Florian Werner: „Es gibt eine Sprache der Zunge, die ohne Worte auskommt“
Sie ist Sprachinstrument und Geschmacksorgan, mit ihr küssen wir unsere Liebsten und strecken sie anderen als Zeichen der Missachtung heraus. Im Interview zu seinem neuen Buch Die Zunge erläutert Florian Werner, warum sich der Geist einer Zeit an ihrer Zungenspitze ablesen lässt.
Herr Werner, Sie haben ein Buch über die Zunge geschrieben. Ein Organ, über das man für gewöhnlich nicht besonders intensiv nachdenkt. Wie kamen Sie auf das Thema Glossa?

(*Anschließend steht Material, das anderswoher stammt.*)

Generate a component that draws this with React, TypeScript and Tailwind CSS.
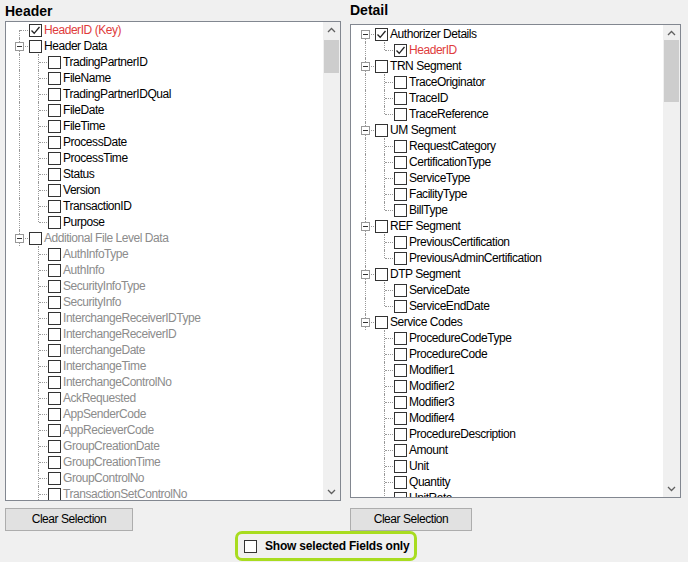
import React from "react";

type Node = { t: string; checked?: boolean; red?: boolean; gray?: boolean; kids?: Node[] };

const left: Node[] = [
  { t: "HeaderID (Key)", checked: true, red: true },
  { t: "Header Data", kids: ["TradingPartnerID","FileName","TradingPartnerIDQual","FileDate","FileTime","ProcessDate","ProcessTime","Status","Version","TransactionID","Purpose"].map(t => ({ t })) },
  { t: "Additional File Level Data", gray: true, kids: ["AuthInfoType","AuthInfo","SecurityInfoType","SecurityInfo","InterchangeReceiverIDType","InterchangeReceiverID","InterchangeDate","InterchangeTime","InterchangeControlNo","AckRequested","AppSenderCode","AppRecieverCode","GroupCreationDate","GroupCreationTime","GroupControlNo","TransactionSetControlNo","FunctionalIDCode"].map(t => ({ t, gray: true })) },
];

const right: Node[] = [
  { t: "Authorizer Details", checked: true, kids: [{ t: "HeaderID", checked: true, red: true }] },
  { t: "TRN Segment", kids: ["TraceOriginator","TraceID","TraceReference"].map(t => ({ t })) },
  { t: "UM Segment", kids: ["RequestCategory","CertificationType","ServiceType","FacilityType","BillType"].map(t => ({ t })) },
  { t: "REF Segment", kids: ["PreviousCertification","PreviousAdminCertification"].map(t => ({ t })) },
  { t: "DTP Segment", kids: ["ServiceDate","ServiceEndDate"].map(t => ({ t })) },
  { t: "Service Codes", kids: ["ProcedureCodeType","ProcedureCode","Modifier1","Modifier2","Modifier3","Modifier4","ProcedureDescription","Amount","Unit","Quantity","UnitRate","LineNote"].map(t => ({ t })) },
];

const Check = ({ on }: { on?: boolean }) => (
  <span className="relative w-[13px] h-[13px] border border-[#333] bg-white shrink-0">
    {on && (
      <svg className="absolute left-0 top-0" width="11" height="11" viewBox="0 0 11 11">
        <path d="M1.5 5.5 L4.2 8.3 L9.5 2" fill="none" stroke="#222" strokeWidth="1.3" />
      </svg>
    )}
  </span>
);

const VLine = ({ half }: { half?: "top" | "bottom" }) => (
  <span
    className={
      "absolute left-[9px] border-l border-dotted border-[#999] " +
      (half === "top" ? "top-0 h-[8px]" : half === "bottom" ? "top-[8px] h-[8px]" : "top-0 h-[16px]")
    }
  />
);
const HLine = () => <span className="absolute left-[10px] top-[8px] w-[8px] border-t border-dotted border-[#999]" />;

const Row = ({ n, level, first, lastRoot, lastKid, hasKids }: { n: Node; level: number; first?: boolean; lastRoot?: boolean; lastKid?: boolean; hasKids?: boolean }) => (
  <div className="flex items-center h-[16px]">
    {level === 0 ? (
      <span className="relative w-[19px] h-[16px] shrink-0">
        <VLine half={first ? "bottom" : lastRoot ? "top" : undefined} />
        <HLine />
        {hasKids && (
          <span className="absolute left-[5px] top-[4px] w-[9px] h-[9px] border border-[#999] bg-white flex items-center justify-center">
            <span className="w-[5px] border-t border-[#333]" />
          </span>
        )}
      </span>
    ) : (
      <>
        <span className="relative w-[19px] h-[16px] shrink-0">{!lastRoot && <VLine />}</span>
        <span className="relative w-[19px] h-[16px] shrink-0">
          <VLine half={lastKid ? "top" : undefined} />
          <HLine />
        </span>
      </>
    )}
    <Check on={n.checked} />
    <span className={"ml-[2px] whitespace-nowrap " + (n.red ? "text-[#e03c3c]" : n.gray ? "text-[#8c8c8c]" : "text-black")}>{n.t}</span>
  </div>
);

const Tree = ({ nodes }: { nodes: Node[] }) => (
  <div>
    {nodes.map((n, i) => (
      <React.Fragment key={i}>
        <Row n={n} level={0} first={i === 0} lastRoot={i === nodes.length - 1 && !n.kids} hasKids={!!n.kids} />
        {n.kids?.map((k, j) => (
          <Row key={j} n={k} level={1} lastRoot={i === nodes.length - 1} lastKid={j === n.kids!.length - 1} />
        ))}
      </React.Fragment>
    ))}
  </div>
);

const Scrollbar = ({ thumbTop, thumbH }: { thumbTop: number; thumbH: number }) => (
  <div className="absolute right-0 top-0 bottom-0 w-[17px] bg-[#f0f0f0]">
    <svg className="absolute left-[4px] top-[5px]" width="9" height="6" viewBox="0 0 9 6"><path d="M1 5 L4.5 1.5 L8 5" fill="none" stroke="#606060" strokeWidth="1.3" /></svg>
    <div className="absolute left-[1px] w-[15px] bg-[#cdcdcd]" style={{ top: thumbTop, height: thumbH }} />
    <svg className="absolute left-[4px] bottom-[5px]" width="9" height="6" viewBox="0 0 9 6"><path d="M1 1 L4.5 4.5 L8 1" fill="none" stroke="#606060" strokeWidth="1.3" /></svg>
  </div>
);

export default function App() {
  return (
    <div className="w-[688px] h-[562px] bg-[#f0f0f0] relative overflow-hidden text-[12px] tracking-[-0.45px]" style={{ fontFamily: '"Liberation Sans", Arial, sans-serif' }}>
      <div className="flex gap-[9px] pl-[5px]">
        <div className="flex flex-col w-[336px]">
          <div className="h-[21px] pt-[2px] font-bold text-[14px] tracking-normal leading-[18px]">Header</div>
          <div className="relative h-[480px] border border-[#828790] bg-white overflow-hidden">
            <div className="pl-[4px]"><Tree nodes={left} /></div>
            <Scrollbar thumbTop={18} thumbH={33} />
          </div>
          <button className="mt-[7px] w-[128px] h-[23px] border border-[#adadad] bg-[#e1e1e1] text-[12px] leading-[21px]">Clear Selection</button>
        </div>
        <div className="flex flex-col w-[331px]">
          <div className="h-[24px] font-bold text-[14px] tracking-normal leading-[20px]">Detail</div>
          <div className="relative h-[474px] border border-[#828790] bg-white overflow-hidden">
            <div className="pt-[1px] pl-[5px]"><Tree nodes={right} /></div>
            <Scrollbar thumbTop={15} thumbH={62} />
          </div>
          <button className="mt-[10px] w-[122px] h-[23px] border border-[#adadad] bg-[#e1e1e1] text-[12px] leading-[21px]">Clear Selection</button>
        </div>
      </div>
      <div className="absolute left-[235px] top-[531px] w-[182px] h-[30px] border-[3px] border-[#a8dc20] rounded-[7px] flex items-center pl-[6px] gap-[8px]">
        <span className="w-[13px] h-[13px] border border-[#333] bg-white" />
        <span className="font-bold text-[12px] tracking-[-0.2px]">Show selected Fields only</span>
      </div>
    </div>
  );
}
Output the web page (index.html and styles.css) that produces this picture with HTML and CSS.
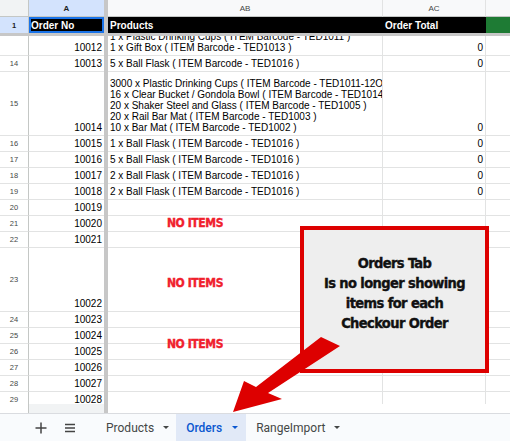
FILE: index.html
```html
<!DOCTYPE html>
<html>
<head>
<meta charset="utf-8">
<link rel="stylesheet" href="styles.css">
</head>
<body>
<div class="sheet">
  <div class="row colhead">
    <div class="c rh corner"></div>
    <div class="c ca sel">A</div>
    <div class="c dv"></div>
    <div class="c cb">AB</div>
    <div class="c cc">AC</div>
    <div class="c cd"></div>
  </div>
  <div class="row r1">
    <div class="c rh rsel">1</div>
    <div class="c ca hd a1">Order No</div>
    <div class="c dv"></div>
    <div class="c cb hd">Products</div>
    <div class="c cc hd">Order Total</div>
    <div class="c cd green"></div>
  </div>
  <div class="hbar"></div>
  <div class="body">
    <div class="row h27 first">
      <div class="c rh"></div>
      <div class="c ca num">10012</div>
      <div class="c dv"></div>
      <div class="c cb txt"><span>1 x Plastic Drinking Cups ( ITEM Barcode - TED1011 )<br>1 x Gift Box ( ITEM Barcode - TED1013 )</span></div>
      <div class="c cc num">0</div>
      <div class="c cd"></div>
    </div>
    <div class="row h16">
      <div class="c rh">14</div>
      <div class="c ca num">10013</div>
      <div class="c dv"></div>
      <div class="c cb txt">5 x Ball Flask ( ITEM Barcode - TED1016 )</div>
      <div class="c cc num">0</div>
      <div class="c cd"></div>
    </div>
    <div class="row h64">
      <div class="c rh">15</div>
      <div class="c ca num">10014</div>
      <div class="c dv"></div>
      <div class="c cb txt"><span>3000 x Plastic Drinking Cups ( ITEM Barcode - TED1011-12OZ )<br>16 x Clear Bucket / Gondola Bowl ( ITEM Barcode - TED1014 )<br>20 x Shaker Steel and Glass ( ITEM Barcode - TED1005 )<br>20 x Rail Bar Mat ( ITEM Barcode - TED1003 )<br>10 x Bar Mat ( ITEM Barcode - TED1002 )</span></div>
      <div class="c cc num">0</div>
      <div class="c cd"></div>
    </div>
    <div class="row h16">
      <div class="c rh">16</div>
      <div class="c ca num">10015</div>
      <div class="c dv"></div>
      <div class="c cb txt">1 x Ball Flask ( ITEM Barcode - TED1016 )</div>
      <div class="c cc num">0</div>
      <div class="c cd"></div>
    </div>
    <div class="row h16">
      <div class="c rh">17</div>
      <div class="c ca num">10016</div>
      <div class="c dv"></div>
      <div class="c cb txt">5 x Ball Flask ( ITEM Barcode - TED1016 )</div>
      <div class="c cc num">0</div>
      <div class="c cd"></div>
    </div>
    <div class="row h16">
      <div class="c rh">18</div>
      <div class="c ca num">10017</div>
      <div class="c dv"></div>
      <div class="c cb txt">2 x Ball Flask ( ITEM Barcode - TED1016 )</div>
      <div class="c cc num">0</div>
      <div class="c cd"></div>
    </div>
    <div class="row h16">
      <div class="c rh">19</div>
      <div class="c ca num">10018</div>
      <div class="c dv"></div>
      <div class="c cb txt">2 x Ball Flask ( ITEM Barcode - TED1016 )</div>
      <div class="c cc num">0</div>
      <div class="c cd"></div>
    </div>
    <div class="row h16">
      <div class="c rh">20</div>
      <div class="c ca num">10019</div>
      <div class="c dv"></div>
      <div class="c cb"></div>
      <div class="c cc"></div>
      <div class="c cd"></div>
    </div>
    <div class="row h16">
      <div class="c rh">21</div>
      <div class="c ca num">10020</div>
      <div class="c dv"></div>
      <div class="c cb"></div>
      <div class="c cc"></div>
      <div class="c cd"></div>
    </div>
    <div class="row h16">
      <div class="c rh">22</div>
      <div class="c ca num">10021</div>
      <div class="c dv"></div>
      <div class="c cb"></div>
      <div class="c cc"></div>
      <div class="c cd"></div>
    </div>
    <div class="row h64">
      <div class="c rh">23</div>
      <div class="c ca num">10022</div>
      <div class="c dv"></div>
      <div class="c cb"></div>
      <div class="c cc"></div>
      <div class="c cd"></div>
    </div>
    <div class="row h16">
      <div class="c rh">24</div>
      <div class="c ca num">10023</div>
      <div class="c dv"></div>
      <div class="c cb"></div>
      <div class="c cc"></div>
      <div class="c cd"></div>
    </div>
    <div class="row h16">
      <div class="c rh">25</div>
      <div class="c ca num">10024</div>
      <div class="c dv"></div>
      <div class="c cb"></div>
      <div class="c cc"></div>
      <div class="c cd"></div>
    </div>
    <div class="row h16">
      <div class="c rh">26</div>
      <div class="c ca num">10025</div>
      <div class="c dv"></div>
      <div class="c cb"></div>
      <div class="c cc"></div>
      <div class="c cd"></div>
    </div>
    <div class="row h16">
      <div class="c rh">27</div>
      <div class="c ca num">10026</div>
      <div class="c dv"></div>
      <div class="c cb"></div>
      <div class="c cc"></div>
      <div class="c cd"></div>
    </div>
    <div class="row h16">
      <div class="c rh">28</div>
      <div class="c ca num">10027</div>
      <div class="c dv"></div>
      <div class="c cb"></div>
      <div class="c cc"></div>
      <div class="c cd"></div>
    </div>
    <div class="row h16">
      <div class="c rh">29</div>
      <div class="c ca num">10028</div>
      <div class="c dv"></div>
      <div class="c cb"></div>
      <div class="c cc"></div>
      <div class="c cd"></div>
    </div>
  </div>
  <div class="row hscroll">
    <div class="c rh"></div>
    <div class="c ca sbar"></div>
    <div class="c dv"></div>
    <div class="c cb sb2"></div>
    <div class="c cc sb2"></div>
    <div class="c cd sb2"></div>
  </div>
  <div class="tabs">
    <svg class="ico plus" width="12" height="12" viewBox="0 0 12 12"><path d="M6 0.5V11.5M0.5 6H11.5" stroke="#444" stroke-width="1.5" fill="none"/></svg>
    <svg class="ico menu" width="12" height="10" viewBox="0 0 12 10"><path d="M1 1.5H11M1 5H11M1 8.5H11" stroke="#444" stroke-width="1.5" fill="none"/></svg>
    <div class="tab t1"><span>Products</span><i class="caret"></i></div>
    <div class="tab t2 active"><span>Orders</span><i class="caret"></i></div>
    <div class="tab t3"><span>RangeImport</span><i class="caret"></i></div>
  </div>

  <div class="noitems n1">NO ITEMS</div>
  <div class="noitems n2">NO ITEMS</div>
  <div class="noitems n3">NO ITEMS</div>

  <div class="callout">
    <p>Orders Tab</p>
    <p>Is no longer showing</p>
    <p>items for each</p>
    <p>Checkour Order</p>
  </div>
  <svg class="arrow" width="510" height="441" viewBox="0 0 510 441"><polygon points="233,412 244,381 256,387 321,337 340,346 268,393 282,399" fill="#dd0000"/></svg>
</div>
</body>
</html>
```

FILE: styles.css
```css
* { box-sizing: border-box; margin: 0; padding: 0; }
html, body { width: 510px; height: 441px; overflow: hidden; background: #fff; }
body { font-family: "Liberation Sans", Arial, sans-serif; color: #000; }

.sheet { position: relative; width: 510px; height: 441px; display: flex; flex-direction: column; }

.row { display: grid; grid-template-columns: 29px 75px 4px 275px 103px 1fr; flex: none; }

.c { border-bottom: 1px solid #e2e3e3; border-right: 1px solid #e2e3e3; overflow: hidden; white-space: nowrap; font-size: 10px; line-height: 11px; display: flex; align-items: flex-end; padding: 0 2px 2px 2px; }
.c.ca { border-right: none; }
.c.dv { background: #c7c7c7; border: none; padding: 0; }
.c.cd { border-right: none; }
.c.rh { border-right: 1px solid #c4c7c5; justify-content: center; align-items: center; padding: 0; font-size: 7.5px; color: #444746; }

.num { justify-content: flex-end; }
.txt span { display: block; }

.colhead { height: 17px; background: #f8f9fa; }
.colhead .c { align-items: center; justify-content: center; padding: 0; font-size: 8px; color: #444746; border-bottom: 1px solid #c4c7c5; background: #f8f9fa; }
.colhead .corner { background: #f1f3f4; }
.colhead .sel { background: #d3e3fd; color: #1f1f1f; font-weight: bold; }
.colhead .dv { background: #c7c7c7; }

.r1 { height: 16px; }
.r1 .c { border-bottom: none; }
.r1 .rh { background: #d3e3fd; color: #1f1f1f; font-weight: bold; }
.r1 .hd { background: #000; color: #fff; font-weight: bold; align-items: center; padding: 0 2px; border-right-color: #000; }
.r1 .a1 { box-shadow: inset 0 0 0 2px #1a73e8; }
.r1 .green { background: #1e7b34; }

.hbar { height: 3px; background: #c7c7c7; flex: none; }

.body { height: 368px; overflow: hidden; flex: none; }
.h16 { height: 16px; }
.h27 { height: 27px; }
.h64 { height: 64px; }
.first { margin-top: -7px; }

.hscroll { height: 10px; border-bottom: 1px solid #dadce0; }
.hscroll .c { border-bottom: none; }
.hscroll .sbar { background: #f1f3f4; }
.hscroll .sb2 { border-right: none; }

.tabs { height: 27px; background: #f9fbfd; display: flex; align-items: center; flex: none; font-family: Roboto, "Liberation Sans", sans-serif; font-size: 12px; color: #444746; }
.ico { flex: none; display: block; }
.plus { margin-left: 35px; }
.menu { margin-left: 17px; margin-right: 20px; }
.tab { height: 27px; display: flex; align-items: center; padding: 0 7px 0 10px; gap: 9px; }
.tab.active { background: #e1e9f7; color: #0b57d0; font-weight: 500; padding: 0 8px 0 10px; gap: 10px; }
.caret { display: block; width: 0; height: 0; border-left: 3.5px solid transparent; border-right: 3.5px solid transparent; border-top: 3.5px solid currentColor; }

.noitems { position: absolute; left: 140px; width: 110px; text-align: center; white-space: nowrap; font-family: "DejaVu Sans Condensed", "DejaVu Sans", sans-serif; font-stretch: condensed; font-weight: bold; font-size: 12px; letter-spacing: -0.4px; line-height: 14px; color: #f0202c; -webkit-text-stroke: 0.4px #f0202c; }
.n1 { top: 216px; }
.n2 { top: 276px; }
.n3 { top: 337px; }

.callout { position: absolute; left: 300px; top: 226px; width: 189px; height: 147px; border: 4px solid #dd0000; background: #eeeeee; padding-top: 23px; text-align: center; white-space: nowrap; font-family: "DejaVu Sans Condensed", "DejaVu Sans", sans-serif; font-stretch: condensed; font-weight: bold; font-size: 14.5px; letter-spacing: -0.6px; line-height: 20px; color: #111; -webkit-text-stroke: 0.4px #111; }

.arrow { position: absolute; left: 0; top: 0; pointer-events: none; }
```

Nicht umsonst ist das Buch unserem Familienhund Jim gewidmet. Als wir ihn vor vier Jahren bekommen haben, war ich fasziniert davon, wie dieses Tier unentwegt über seine Zunge kommuniziert. Obwohl Jim, wie der „sprechende Hund“ aus dem berühmten Loriot-Sketch, natürlich keine Wörter artikulieren kann. Wenn es heiß ist, hechelt er und schwitzt über die Zunge. Wenn er sich freut, leckt er einem die Hand oder – wenn man nicht aufpasst – auch mal das Gesicht ab. Irgendwann fing unser damals vierjähriger Sohn an, den Hund zu parodieren, und leckte mir auch freudig das Gesicht ab, wenn ich nach Hause kam – was aber eine ganz andere Qualität hatte als das Lecken eines Hundes. So entstand also bei mir, weniger durch eigenes Lecken als vielmehr durch die Beobachtung unterschiedlichsten Beleckt-Werdens, ein Interesse für dieses Organ, das nicht nur anatomisch faszinierend ist, sondern an dem sich auch viel über die Gegenwart, über kulturelle Gebote und Tabus ablesen lässt. Wie unterscheiden sich die Zungen von Menschen und nicht-menschlichen Tieren? Wer darf seine Zunge wem, wann und unter welchen Umständen zeigen? Warum gilt sie immer noch in vielen Situationen als eklig? Für mich ist die Zunge das Zentralorgan unserer Zeit.
Trotz ihrer Relevanz für das Schmecken, das soziale Miteinander oder intime Beziehungen wurde die Zunge in der westlichen Tradition lange geringgeschätzt. Woran lag das?